- [Task prompt]: Repeat all the records exactly, omitting pictures.

- [Excerpt from a dataset]:

++++++

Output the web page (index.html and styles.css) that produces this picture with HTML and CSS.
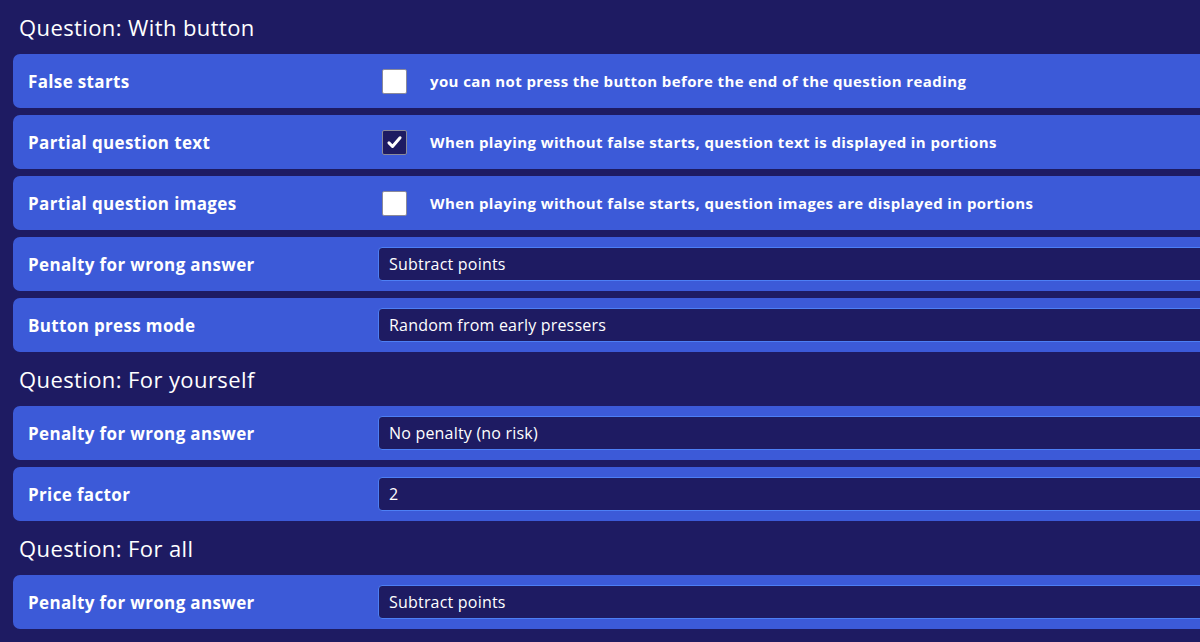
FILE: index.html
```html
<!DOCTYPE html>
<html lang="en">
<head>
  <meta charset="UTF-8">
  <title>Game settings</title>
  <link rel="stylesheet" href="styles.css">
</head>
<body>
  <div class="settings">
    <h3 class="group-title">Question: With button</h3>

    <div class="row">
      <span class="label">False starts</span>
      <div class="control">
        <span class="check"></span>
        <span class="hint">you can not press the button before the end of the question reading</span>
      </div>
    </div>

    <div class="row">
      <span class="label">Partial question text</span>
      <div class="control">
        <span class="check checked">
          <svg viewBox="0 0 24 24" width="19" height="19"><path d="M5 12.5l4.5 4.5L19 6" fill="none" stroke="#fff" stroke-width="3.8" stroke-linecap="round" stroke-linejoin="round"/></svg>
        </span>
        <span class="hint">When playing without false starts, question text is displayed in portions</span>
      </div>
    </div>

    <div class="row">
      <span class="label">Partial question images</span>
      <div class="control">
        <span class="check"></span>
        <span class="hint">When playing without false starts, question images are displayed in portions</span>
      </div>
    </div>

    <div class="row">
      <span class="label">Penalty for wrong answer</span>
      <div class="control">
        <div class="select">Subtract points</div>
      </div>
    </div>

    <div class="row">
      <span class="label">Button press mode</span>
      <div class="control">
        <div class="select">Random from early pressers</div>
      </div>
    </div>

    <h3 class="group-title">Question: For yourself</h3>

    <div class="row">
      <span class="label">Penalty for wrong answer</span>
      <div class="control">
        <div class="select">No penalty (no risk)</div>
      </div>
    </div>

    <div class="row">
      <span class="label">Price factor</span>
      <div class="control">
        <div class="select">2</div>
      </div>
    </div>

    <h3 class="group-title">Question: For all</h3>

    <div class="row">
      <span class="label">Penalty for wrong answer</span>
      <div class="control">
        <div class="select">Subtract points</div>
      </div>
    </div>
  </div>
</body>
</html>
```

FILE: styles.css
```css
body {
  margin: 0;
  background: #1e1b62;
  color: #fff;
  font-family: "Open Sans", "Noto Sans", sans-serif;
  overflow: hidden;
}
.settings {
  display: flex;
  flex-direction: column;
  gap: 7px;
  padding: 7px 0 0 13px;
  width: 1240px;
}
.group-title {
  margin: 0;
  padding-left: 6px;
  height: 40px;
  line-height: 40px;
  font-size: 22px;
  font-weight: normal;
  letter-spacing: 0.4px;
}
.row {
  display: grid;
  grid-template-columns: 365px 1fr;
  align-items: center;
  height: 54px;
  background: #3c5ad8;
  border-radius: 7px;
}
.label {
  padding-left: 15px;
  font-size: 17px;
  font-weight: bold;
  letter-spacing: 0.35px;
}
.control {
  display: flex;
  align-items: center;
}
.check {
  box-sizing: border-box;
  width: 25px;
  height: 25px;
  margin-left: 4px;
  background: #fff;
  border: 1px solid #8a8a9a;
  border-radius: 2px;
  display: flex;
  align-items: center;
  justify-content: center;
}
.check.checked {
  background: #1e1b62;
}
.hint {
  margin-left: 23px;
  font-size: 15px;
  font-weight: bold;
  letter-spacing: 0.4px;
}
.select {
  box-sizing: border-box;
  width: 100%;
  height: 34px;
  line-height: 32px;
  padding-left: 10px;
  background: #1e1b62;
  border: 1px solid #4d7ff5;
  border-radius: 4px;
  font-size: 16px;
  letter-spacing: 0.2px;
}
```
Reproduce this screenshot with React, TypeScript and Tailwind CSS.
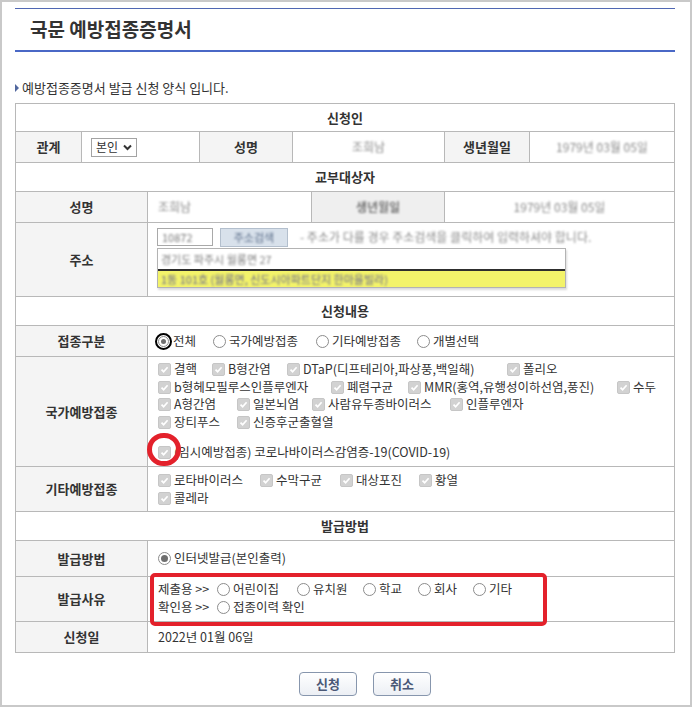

++++++

- [Final result]:
Output the web page (index.html and styles.css) that produces this picture with HTML and CSS.
FILE: index.html
```html
<!DOCTYPE html>
<html lang="en">
<head>
  <meta charset="UTF-8">
  <title>Game settings</title>
  <link rel="stylesheet" href="styles.css">
</head>
<body>
  <div class="settings">
    <h3 class="group-title">Question: With button</h3>

    <div class="row">
      <span class="label">False starts</span>
      <div class="control">
        <span class="check"></span>
        <span class="hint">you can not press the button before the end of the question reading</span>
      </div>
    </div>

    <div class="row">
      <span class="label">Partial question text</span>
      <div class="control">
        <span class="check checked">
          <svg viewBox="0 0 24 24" width="19" height="19"><path d="M5 12.5l4.5 4.5L19 6" fill="none" stroke="#fff" stroke-width="3.8" stroke-linecap="round" stroke-linejoin="round"/></svg>
        </span>
        <span class="hint">When playing without false starts, question text is displayed in portions</span>
      </div>
    </div>

    <div class="row">
      <span class="label">Partial question images</span>
      <div class="control">
        <span class="check"></span>
        <span class="hint">When playing without false starts, question images are displayed in portions</span>
      </div>
    </div>

    <div class="row">
      <span class="label">Penalty for wrong answer</span>
      <div class="control">
        <div class="select">Subtract points</div>
      </div>
    </div>

    <div class="row">
      <span class="label">Button press mode</span>
      <div class="control">
        <div class="select">Random from early pressers</div>
      </div>
    </div>

    <h3 class="group-title">Question: For yourself</h3>

    <div class="row">
      <span class="label">Penalty for wrong answer</span>
      <div class="control">
        <div class="select">No penalty (no risk)</div>
      </div>
    </div>

    <div class="row">
      <span class="label">Price factor</span>
      <div class="control">
        <div class="select">2</div>
      </div>
    </div>

    <h3 class="group-title">Question: For all</h3>

    <div class="row">
      <span class="label">Penalty for wrong answer</span>
      <div class="control">
        <div class="select">Subtract points</div>
      </div>
    </div>
  </div>
</body>
</html>
```

FILE: styles.css
```css
body {
  margin: 0;
  background: #1e1b62;
  color: #fff;
  font-family: "Open Sans", "Noto Sans", sans-serif;
  overflow: hidden;
}
.settings {
  display: flex;
  flex-direction: column;
  gap: 7px;
  padding: 7px 0 0 13px;
  width: 1240px;
}
.group-title {
  margin: 0;
  padding-left: 6px;
  height: 40px;
  line-height: 40px;
  font-size: 22px;
  font-weight: normal;
  letter-spacing: 0.4px;
}
.row {
  display: grid;
  grid-template-columns: 365px 1fr;
  align-items: center;
  height: 54px;
  background: #3c5ad8;
  border-radius: 7px;
}
.label {
  padding-left: 15px;
  font-size: 17px;
  font-weight: bold;
  letter-spacing: 0.35px;
}
.control {
  display: flex;
  align-items: center;
}
.check {
  box-sizing: border-box;
  width: 25px;
  height: 25px;
  margin-left: 4px;
  background: #fff;
  border: 1px solid #8a8a9a;
  border-radius: 2px;
  display: flex;
  align-items: center;
  justify-content: center;
}
.check.checked {
  background: #1e1b62;
}
.hint {
  margin-left: 23px;
  font-size: 15px;
  font-weight: bold;
  letter-spacing: 0.4px;
}
.select {
  box-sizing: border-box;
  width: 100%;
  height: 34px;
  line-height: 32px;
  padding-left: 10px;
  background: #1e1b62;
  border: 1px solid #4d7ff5;
  border-radius: 4px;
  font-size: 16px;
  letter-spacing: 0.2px;
}
```
Reproduce this screenshot with React, TypeScript and Tailwind CSS.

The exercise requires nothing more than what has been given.